Adeel Akhtar et Claire Rushbrook dans "Ali & Ava" © Rezo Films

Ava apprend à vivre sa vie avant de prendre soin des autres. Quel est le message derrière cette émancipation ?
Clio Barnard
 : Ava fait toujours passer les autres en premier, mais cette fois elle fait un choix différent, ce qui est difficile pour elle. Elle a un grand cœur et je crois que c'est pour cela qu'elle s'occupe de ceux qui l'entourent, mais elle évite aussi quelque chose. Elle a survécu à la violence conjugale et il lui est difficile de trouver l'amour après une expérience comme celle-là. Ali lui permet d'amorcer ce changement.

Les histoires d'amour tardives sont-elles plus romantiques que le premier amour selon vous ? En quoi sont-elles intéressants à capturer ?
Clio Barnard
 : Je pense que les histoires de premier amour et d'amour tardif sont aussi romantiques. J'ai été en partie inspirée par Brève Rencontre, une romance entre deux personnes d'âge moyen, qui se déroule sur un mois civil. Ali & Ava est un film sur des personnes de la classe ouvrière qui se déroule sur un mois lunaire. Le frisson d'une nouvelle histoire d'amour peut arriver à tout âge, je voulais célébrer cela.

Ali & Ava est finalement très optimiste, il donne de l'espoir.

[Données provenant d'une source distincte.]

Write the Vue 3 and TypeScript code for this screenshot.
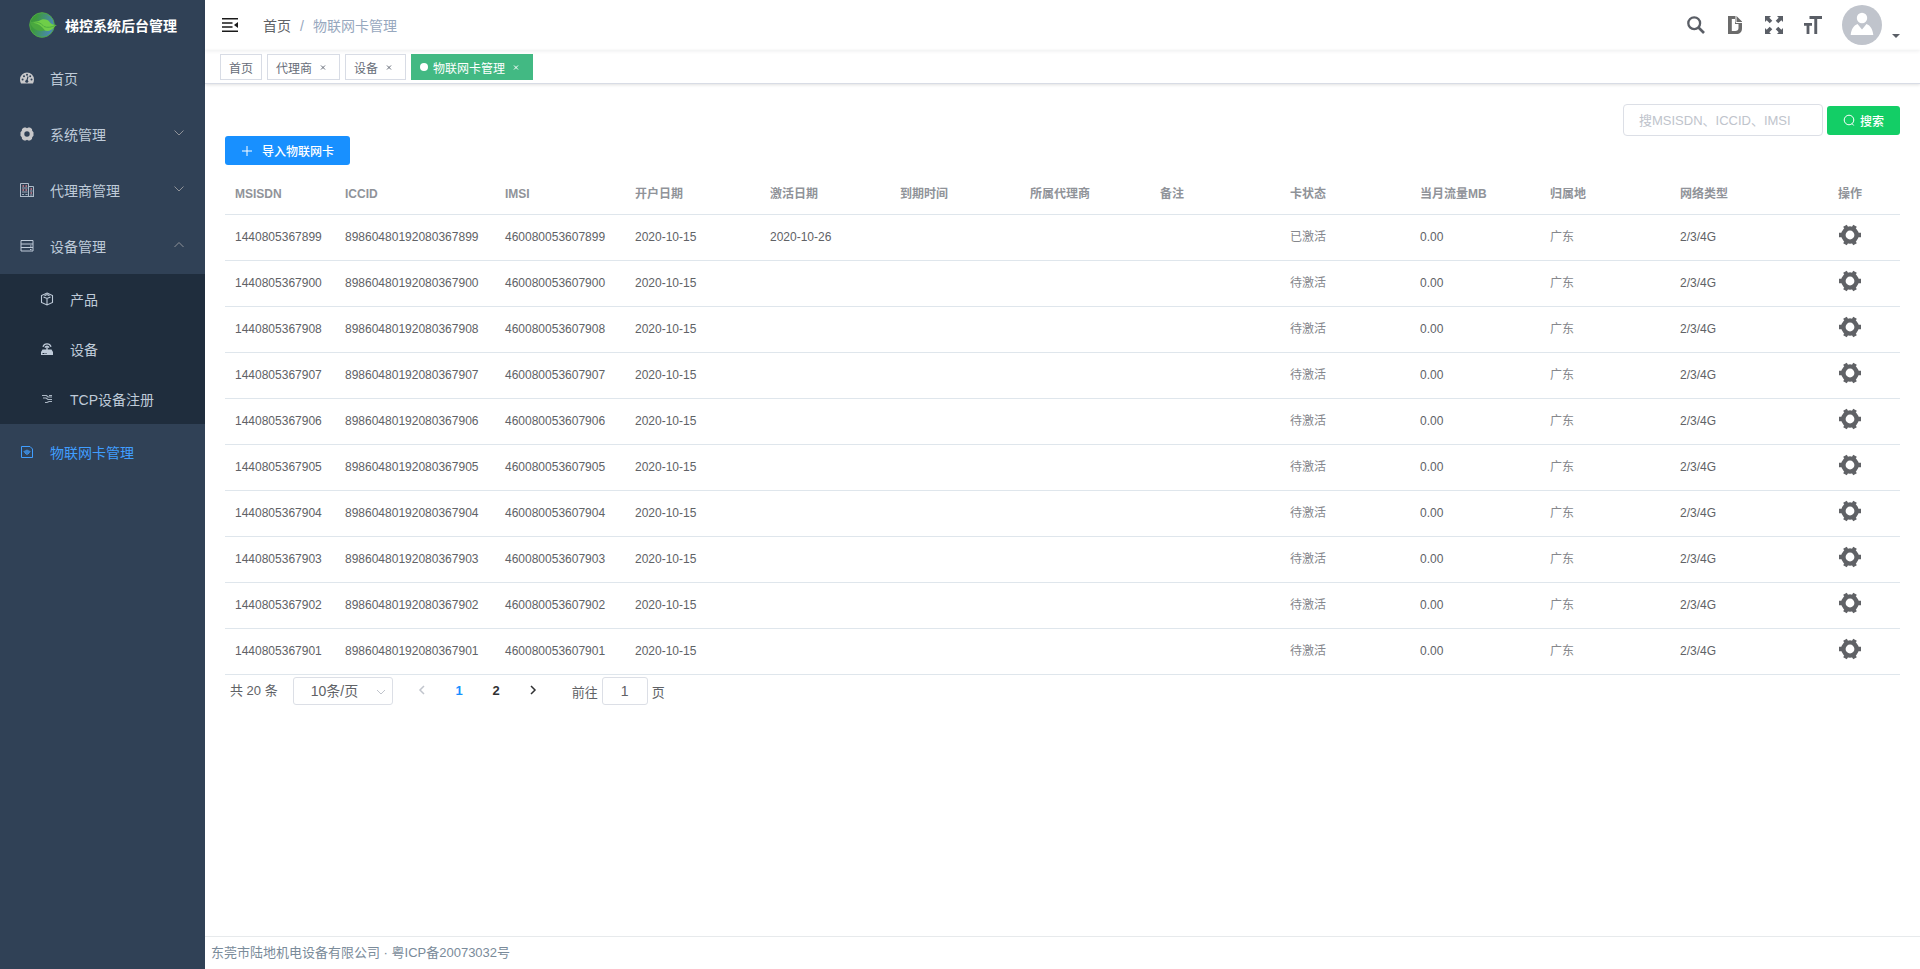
<script setup lang="ts">
import { ref } from 'vue'

interface Card {
  msisdn: string
  iccid: string
  imsi: string
  opened: string
  activated: string
  status: string
  usage: string
  region: string
  network: string
}

const suffixes = ['899', '900', '908', '907', '906', '905', '904', '903', '902', '901']
const cards: Card[] = suffixes.map((s, i) => ({
  msisdn: '1440805367' + s,
  iccid: '89860480192080367' + s,
  imsi: '460080053607' + s,
  opened: '2020-10-15',
  activated: i === 0 ? '2020-10-26' : '',
  status: i === 0 ? '已激活' : '待激活',
  usage: '0.00',
  region: '广东',
  network: '2/3/4G',
}))

const columns = ['MSISDN', 'ICCID', 'IMSI', '开户日期', '激活日期', '到期时间', '所属代理商', '备注', '卡状态', '当月流量MB', '归属地', '网络类型']
const tags = [
  { title: '首页', closable: false, active: false },
  { title: '代理商', closable: true, active: false },
  { title: '设备', closable: true, active: false },
  { title: '物联网卡管理', closable: true, active: true },
]
const keyword = ref('')
const pageSize = ref('10')
const jump = ref('1')
</script>

<template>
  <div class="app">
    <aside class="sidebar">
      <a class="logo" href="#">
        <svg class="logo-mark" viewBox="0 0 28 28" aria-hidden="true">
          <defs>
            <linearGradient id="globe" x1="0" y1="0" x2="1" y2="0.3">
              <stop offset="0.3" stop-color="#3c9a3c" />
              <stop offset="1" stop-color="#4a86b4" />
            </linearGradient>
          </defs>
          <circle cx="13" cy="14" r="12.3" fill="url(#globe)" stroke="#4fa845" stroke-width="1" />
          <path d="M10 10c4-3 9-1.500 11 1.500 2 2 4 2.500 7 2.500-3 1-4 5.500-9.500 6C14 20 11 16 4 11.500c2-1 4-1.500 6-1.500z" fill="#6fce48" />
          <path d="M1.500 12.500C6 10.500 12 14 16 19.500 9 21 4 18.500 1.500 12.500z" fill="#4aa83f" />
          <path d="M2 12c5-2.500 10 0 13 3.500 3 1.500 8 1 12-1.500" fill="none" stroke="#4fae42" stroke-width="1" />
        </svg>
        <span>梯控系统后台管理</span>
      </a>
      <nav>
        <a class="item" href="#">
          <svg class="icon" viewBox="0 0 14 14" aria-hidden="true">
            <path d="M7 1.500A7 7 0 0 0 0 8.500c0 1.500.3 2.800 1 4h12c.7-1.200 1-2.500 1-4a7 7 0 0 0-7-7z" fill="#c8c8ca" />
            <g fill="#304156"><circle cx="2.600" cy="8.600" r="1" /><circle cx="4" cy="5.200" r="1" /><circle cx="7" cy="3.700" r="1" /><circle cx="10.200" cy="5.200" r="1" /><circle cx="11.500" cy="8.600" r="1" /><circle cx="6.800" cy="10.200" r="1.500" /></g>
            <path d="M6.800 10 8 5.500" stroke="#304156" stroke-width="1.100" />
          </svg>
          <span>首页</span>
        </a>
        <a class="item" href="#">
          <svg class="icon" viewBox="0 0 14 14" aria-hidden="true">
            <path fill-rule="evenodd" d="M4 .5h1.800L7 1.300 8.200.5H10l2 1.500.2 1.800 1.300 1.400v3.600l-1.300 1.400L12 12l-2 1.500H8.200L7 12.700l-1.200.8H4L2 12l-.2-1.800L.5 8.800V5.200l1.300-1.400L2 2zM7 4.300a2.700 2.700 0 1 0 0 5.400 2.700 2.700 0 0 0 0-5.400z" fill="#c8c8ca" />
          </svg>
          <span>系统管理</span>
          <svg class="arrow" viewBox="0 0 12 12" aria-hidden="true"><path d="M1.500 3.500 6 8l4.500-4.500" /></svg>
        </a>
        <a class="item" href="#">
          <svg class="icon" viewBox="0 0 14 14" aria-hidden="true">
            <path d="M.5 13.500V.5h8v13zM8.500 3.500h5v10h-5zM0 13.500h14" fill="none" stroke="#aebbc9" />
            <path d="M2.500 3h1.500M5.500 3H7M2.500 7h1.500M5.500 7H7M10.500 6H12M10.500 10H12" stroke="#d68491" stroke-width="1.600" />
            <path d="M2 5h5.500M2 9h5.500M2 11.500h2M5.500 11.500h2M10 8h2.500M10 12h2.500" stroke="#9dabba" />
          </svg>
          <span>代理商管理</span>
          <svg class="arrow" viewBox="0 0 12 12" aria-hidden="true"><path d="M1.500 3.500 6 8l4.500-4.500" /></svg>
        </a>
        <a class="item" href="#">
          <svg class="icon" viewBox="0 0 14 14" aria-hidden="true">
            <path d="M1 1.500h12v10.500H1zM1 5h12M1 8.500h12" fill="none" stroke="#bfcbd9" />
            <path d="M10 7h1.500M10 10.500h1.500" stroke="#bfcbd9" />
          </svg>
          <span>设备管理</span>
          <svg class="arrow" viewBox="0 0 12 12" aria-hidden="true"><path d="M1.500 8 6 3.500 10.500 8" /></svg>
        </a>
        <div class="submenu">
          <a class="item" href="#">
            <svg class="icon" viewBox="0 0 14 14" aria-hidden="true">
              <path d="M7 1l5.500 2.500v7L7 13l-5.500-2.500v-7zM3.500 5 7 6.500 10.500 5M7 6.500v6M4.500 3.800 7 2.600l2.500 1.200" fill="none" stroke="#bfcbd9" stroke-width="1.100" />
            </svg>
            <span>产品</span>
          </a>
          <a class="item" href="#">
            <svg class="icon" viewBox="0 0 14 14" aria-hidden="true">
              <path d="M2.500 7.500h9L13 10v3H1v-3z" fill="#bfcbd9" />
              <path d="M3 4.800a4.200 4.200 0 0 1 8 0M5 5.600a2.200 2.200 0 0 1 4 0M7 5v3" fill="none" stroke="#bfcbd9" stroke-width="1.400" />
              <path d="M2.500 11.500h2M5.500 11.500h1" stroke="#1f2d3d" />
            </svg>
            <span>设备</span>
          </a>
          <a class="item" href="#">
            <svg class="icon" viewBox="0 0 14 14" aria-hidden="true">
              <path d="M2 3.500h4.500L8 5h4M3 6h3l2 1.500h4M12 3.500H9M5 10.500h2L9 9.500h3" fill="none" stroke="#aab6c3" stroke-width="1.200" />
            </svg>
            <span>TCP设备注册</span>
          </a>
        </div>
        <a class="item current" href="#" aria-current="page">
          <svg class="icon" viewBox="0 0 14 14" aria-hidden="true">
            <path d="M1.500 1.500h8.500l2.500 2.500v8.500h-11z" fill="none" stroke="#409eff" />
            <path d="M3 6.500 7 4.500l4 2L7 9z" fill="#409eff" opacity=".7" />
            <path d="M4.500 7.500 7 9.500l2.500-2" fill="none" stroke="#409eff" />
          </svg>
          <span>物联网卡管理</span>
        </a>
      </nav>
    </aside>

    <div class="main">
      <header class="navbar">
        <button class="icon-button fold" type="button" aria-label="收起菜单">
          <svg viewBox="0 0 16 16" aria-hidden="true">
            <path d="M0 1.800h16M0 6h10.500M0 10h10.500M0 14.200h16" stroke="#1a1a1a" stroke-width="1.600" />
            <path d="M16 5v6l-4-3z" fill="#1a1a1a" />
          </svg>
        </button>
        <nav class="breadcrumb" aria-label="路径">
          <a href="#">首页</a><span class="slash">/</span><span>物联网卡管理</span>
        </nav>
        <div class="tools">
          <button class="icon-button" type="button" aria-label="查找">
            <svg viewBox="0 0 18 18" aria-hidden="true"><circle cx="7.200" cy="7.200" r="5.900" fill="none" stroke="#5a5e66" stroke-width="2.300" /><path d="m11.500 11.500 5.500 5.500" stroke="#5a5e66" stroke-width="2.700" /></svg>
          </button>
          <button class="icon-button" type="button" aria-label="文档">
            <svg viewBox="0 0 18 18" aria-hidden="true">
              <path fill-rule="evenodd" d="M2 0h8.500L16 5.500V12c0 4-2 6-6 6H2zM5.800 3v12h3.400c2.200 0 3.300-1 3.300-3V8H9V3z" fill="#6b6b6b" />
              <path d="M10 0v6.500h6.500" fill="none" stroke="#fff" />
            </svg>
          </button>
          <button class="icon-button" type="button" aria-label="全屏">
            <svg viewBox="0 0 18 18" aria-hidden="true"><path d="M0 0h6L4.300 1.700l3 3-2.600 2.600-3-3L0 6zM18 0v6l-1.700-1.700-3 3-2.600-2.600 3-3L12 0zM0 18v-6l1.700 1.700 3-3 2.600 2.600-3 3L6 18zM18 18h-6l1.700-1.700-3-3 2.600-2.600 3 3L18 12z" fill="#5a5e66" /></svg>
          </button>
          <button class="icon-button" type="button" aria-label="字号">
            <svg viewBox="0 0 18 18" aria-hidden="true"><path d="M5.500 0H18v3h-4.800v15h-2.900V3H5.500zM0 7h8v2.800H5.400V18H2.600V9.800H0z" fill="#5a5e66" /></svg>
          </button>
        </div>
        <button class="user" type="button" aria-label="用户">
          <svg class="avatar" viewBox="0 0 40 40" aria-hidden="true">
            <circle cx="20" cy="20" r="20" fill="#c0c4cc" />
            <circle cx="20" cy="13" r="5.200" fill="#fff" />
            <path d="M8.700 30c.5-5.500 2.800-9.500 6.800-11l4.500 5.500 4.500-5.500c4 1.500 6.300 5.500 6.800 11z" fill="#fff" />
          </svg>
          <svg class="caret" viewBox="0 0 8 4" aria-hidden="true"><path d="M0 0h8L4 4z" fill="#5a5e66" /></svg>
        </button>
      </header>

      <div class="tags">
        <a v-for="t in tags" :key="t.title" class="tag" :class="{ active: t.active }" href="#">
          <i v-if="t.active" class="dot"></i>
          <span>{{ t.title }}</span>
          <svg v-if="t.closable" class="close" viewBox="0 0 16 16" aria-hidden="true"><path d="m6 6.500 4 4M10 6.500l-4 4" /></svg>
        </a>
      </div>

      <main class="content">
        <form class="search" @submit.prevent>
          <input v-model="keyword" type="text" placeholder="搜MSISDN、ICCID、IMSI" aria-label="搜MSISDN、ICCID、IMSI" />
          <button class="button green" type="submit">
            <svg viewBox="0 0 12 12" aria-hidden="true"><circle cx="6" cy="6" r="4.800" fill="none" stroke="#fff" /><path d="m9 9.500 1.700 2" stroke="#fff" /></svg>
            <span>搜索</span>
          </button>
        </form>
        <button class="button blue" type="button">
          <svg viewBox="0 0 12 12" aria-hidden="true"><path d="M6 1v10M1 6h10" stroke="#fff" /></svg>
          <span>导入物联网卡</span>
        </button>

        <table class="table">
          <colgroup>
            <col class="w-msisdn" /><col class="w-iccid" /><col /><col class="w-opened" />
            <col v-for="n in 8" :key="n" /><col class="w-action" />
          </colgroup>
          <thead>
            <tr>
              <th v-for="c in columns" :key="c" scope="col">{{ c }}</th>
              <th class="center" scope="col">操作</th>
            </tr>
          </thead>
          <tbody>
            <tr v-for="c in cards" :key="c.msisdn">
              <td>{{ c.msisdn }}</td>
              <td>{{ c.iccid }}</td>
              <td>{{ c.imsi }}</td>
              <td>{{ c.opened }}</td>
              <td>{{ c.activated }}</td>
              <td></td>
              <td></td>
              <td></td>
              <td class="light">{{ c.status }}</td>
              <td>{{ c.usage }}</td>
              <td class="light">{{ c.region }}</td>
              <td>{{ c.network }}</td>
              <td class="action">
                <button class="icon-button gear" type="button" aria-label="操作">
                  <svg viewBox="0 0 22 22" aria-hidden="true">
                    <circle cx="11" cy="11" r="6.600" fill="none" stroke="#606266" stroke-width="4.400" />
                    <path d="M0 8.800h4v4.400H0zM18 8.800h4v4.400h-4zM4.200 2.800 7.800.8l2 3.500-3.600 2zM17.800 2.800 14.200.8l-2 3.500 3.600 2zM4.200 19.200l3.600 2 2-3.500-3.600-2zM17.800 19.200l-3.600 2-2-3.500 3.600-2z" fill="#606266" />
                  </svg>
                </button>
              </td>
            </tr>
          </tbody>
        </table>

        <div class="pagination">
          <span class="total">共 20 条</span>
          <span class="select">
            <select v-model="pageSize" aria-label="每页条数">
              <option value="10">10条/页</option>
              <option value="20">20条/页</option>
            </select>
            <svg viewBox="0 0 12 12" aria-hidden="true"><path d="M2 4l4 4 4-4" /></svg>
          </span>
          <div class="pager">
            <button type="button" disabled aria-label="上一页"><svg viewBox="0 0 12 12" aria-hidden="true"><path d="M8 2 4 6l4 4" /></svg></button>
            <button type="button" class="on">1</button>
            <button type="button">2</button>
            <button type="button" aria-label="下一页"><svg viewBox="0 0 12 12" aria-hidden="true"><path d="m4 2 4 4-4 4" /></svg></button>
          </div>
          <label class="jump">前往<input v-model="jump" type="text" />页</label>
        </div>
      </main>

      <footer class="footer">东莞市陆地机电设备有限公司 · 粤ICP备20073032号</footer>
    </div>
  </div>
</template>

<style>
body {
  margin: 0;
  background: #fff;
}
</style>

<style scoped>
.app {
  display: flex;
  min-height: 100vh;
  font-family: "Liberation Sans", "Noto Sans CJK SC", sans-serif;
  font-size: 14px;
  color: #606266;
}
.app *,
.app *::before {
  box-sizing: border-box;
}
a {
  color: inherit;
  text-decoration: none;
}
button,
input,
select {
  font-family: inherit;
  margin: 0;
}
svg {
  display: block;
  flex: none;
}
.sidebar {
  flex: none;
  width: 205px;
  background: #304156;
  color: #bfcbd9;
}
.logo {
  display: flex;
  align-items: center;
  gap: 8px;
  height: 50px;
  padding-left: 29px;
  color: #fff;
  font-weight: bold;
}
.logo-mark {
  width: 28px;
  height: 28px;
}
.item {
  display: flex;
  align-items: center;
  height: 56px;
  padding: 0 20px;
}
.icon {
  width: 14px;
  height: 14px;
  margin-right: 16px;
}
.arrow {
  width: 12px;
  height: 12px;
  margin-left: auto;
  margin-bottom: 2px;
  fill: none;
  stroke: #909399;
}
.submenu {
  background: #1f2d3d;
}
.submenu .item {
  height: 50px;
  padding-left: 40px;
}
.current {
  color: #409eff;
}
.main {
  flex: 1;
  min-width: 0;
  display: flex;
  flex-direction: column;
}
.navbar {
  display: flex;
  align-items: center;
  height: 50px;
  padding: 0 20px 0 17px;
  box-shadow: 0 1px 4px rgba(0, 21, 41, 0.08);
}
.icon-button {
  display: flex;
  justify-content: center;
  align-items: center;
  padding: 0;
  border: 0;
  background: none;
  cursor: pointer;
}
.fold svg {
  width: 16px;
  height: 16px;
}
.breadcrumb {
  display: flex;
  align-items: baseline;
  margin-left: 25px;
  color: #97a8be;
}
.breadcrumb a {
  color: #606266;
}
.slash {
  margin: 0 9px;
}
.tools {
  display: flex;
  margin-left: auto;
}
.tools .icon-button {
  width: 39px;
  height: 40px;
}
.tools svg {
  width: 18px;
  height: 18px;
}
.user {
  display: flex;
  align-items: flex-end;
  gap: 10px;
  margin-left: 10px;
  padding: 0;
  border: 0;
  background: none;
}
.avatar {
  width: 40px;
  height: 40px;
}
.caret {
  width: 8px;
  height: 4px;
  margin-bottom: 7px;
}
.tags {
  display: flex;
  align-items: flex-start;
  gap: 5px;
  height: 34px;
  padding: 4px 15px 0;
  border-bottom: 1px solid #d8dce5;
  box-shadow: 0 1px 3px rgba(0, 0, 0, 0.12);
  font-size: 12px;
}
.tag {
  display: flex;
  align-items: center;
  height: 26px;
  padding: 0 8px;
  border: 1px solid #d8dce5;
  color: #666c78;
}
.tag.active {
  border-color: #42b983;
  background: #42b983;
  color: #fff;
}
.dot {
  width: 8px;
  height: 8px;
  margin-right: 5px;
  border-radius: 50%;
  background: #fff;
}
.close {
  width: 16px;
  height: 16px;
  margin-left: 3px;
  stroke: currentColor;
}
.content {
  flex: 1;
  padding: 20px;
}
.search {
  display: flex;
  align-items: center;
  justify-content: flex-end;
  gap: 4px;
}
.search input {
  width: 200px;
  height: 32px;
  padding: 0 15px;
  border: 1px solid #dcdfe6;
  border-radius: 4px;
  font-size: 13px;
  color: #606266;
}
.search input::placeholder {
  color: #c0c4cc;
}
.button {
  display: flex;
  align-items: center;
  height: 29px;
  padding: 0 16px;
  border: 0;
  border-radius: 3px;
  color: #fff;
  font-size: 12px;
  font-weight: 500;
}
.button svg {
  width: 12px;
  height: 12px;
}
.green {
  gap: 5px;
  background: #13ce66;
}
.blue {
  gap: 9px;
  background: #1890ff;
}
.table {
  width: 100%;
  margin-top: 6px;
  table-layout: fixed;
  border-collapse: separate;
  border-spacing: 0;
  font-size: 12px;
  line-height: 20px;
}
.w-msisdn {
  width: 110px;
}
.w-iccid {
  width: 160px;
}
.w-opened {
  width: 135px;
}
.w-action {
  width: 100px;
}
.table th,
.table td {
  height: 46px;
  padding: 0 10px 2px;
  border-bottom: 1px solid #dfe6ec;
  text-align: left;
  white-space: nowrap;
}
.table th {
  height: 44px;
  padding: 2px 10px 0;
  color: #909399;
  font-weight: bold;
}
.table th.center {
  text-align: center;
}
.table .light {
  color: #85878c;
}
.table .action {
  padding-bottom: 6px;
}
.gear {
  margin: 0 auto;
}
.gear svg {
  width: 22px;
  height: 22px;
}
.pagination {
  display: flex;
  align-items: center;
  padding: 2px 5px;
  font-size: 13px;
}
.total {
  padding-bottom: 4px;
}
.select {
  position: relative;
  margin-left: 15px;
}
.select select {
  display: block;
  width: 100px;
  height: 28px;
  padding: 0 0 0 17px;
  border: 1px solid #dcdfe6;
  border-radius: 3px;
  background: #fff;
  appearance: none;
  font-size: 14px;
  color: #606266;
}
.select svg {
  position: absolute;
  top: 9px;
  right: 6px;
  width: 12px;
  height: 12px;
  fill: none;
  stroke: #c0c4cc;
  pointer-events: none;
}
.pager {
  display: flex;
  gap: 4px;
  margin: 0 22px 0 13px;
}
.pager button {
  display: flex;
  align-items: center;
  justify-content: center;
  width: 33px;
  height: 28px;
  padding: 0 0 2px;
  border: 0;
  background: none;
  color: #303133;
  font-size: 13px;
  font-weight: bold;
}
.pager .on {
  color: #1890ff;
}
.pager button:disabled {
  color: #c0c4cc;
}
.pager svg {
  width: 12px;
  height: 12px;
  fill: none;
  stroke: currentColor;
  stroke-width: 1.5;
}
.jump {
  display: flex;
  align-items: center;
  gap: 4px;
}
.jump input {
  width: 46px;
  height: 28px;
  padding: 0;
  border: 1px solid #dcdfe6;
  border-radius: 3px;
  text-align: center;
  font-size: 14px;
  color: #606266;
}
.footer {
  height: 33px;
  padding: 0 6px;
  border-top: 1px solid #e7eaec;
  color: #7a8b9a;
  font-size: 13px;
  line-height: 32px;
}
</style>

Quelle est la nécessité de telles histoires de nos jours ?
Clio Barnard
 : Beaucoup de politiciens toxiques ont exploité la polarisation et la division, se sont servi de la peur et de l'incertitude pour leur propre profit. D'un autre côté, de bas en haut, il y a eu beaucoup d'actions collectives, des gens se sont rassemblés pour une cause commune, ont pris soin les uns des autres. Parmi les personnes rencontrées à Bradford, j'ai constaté beaucoup d'attention et de gentillesse, surtout de la part de Rio et Moey, qui ont inspiré les personnages. C'était très important de rendre hommage à ça afin de contrer le récit de la division.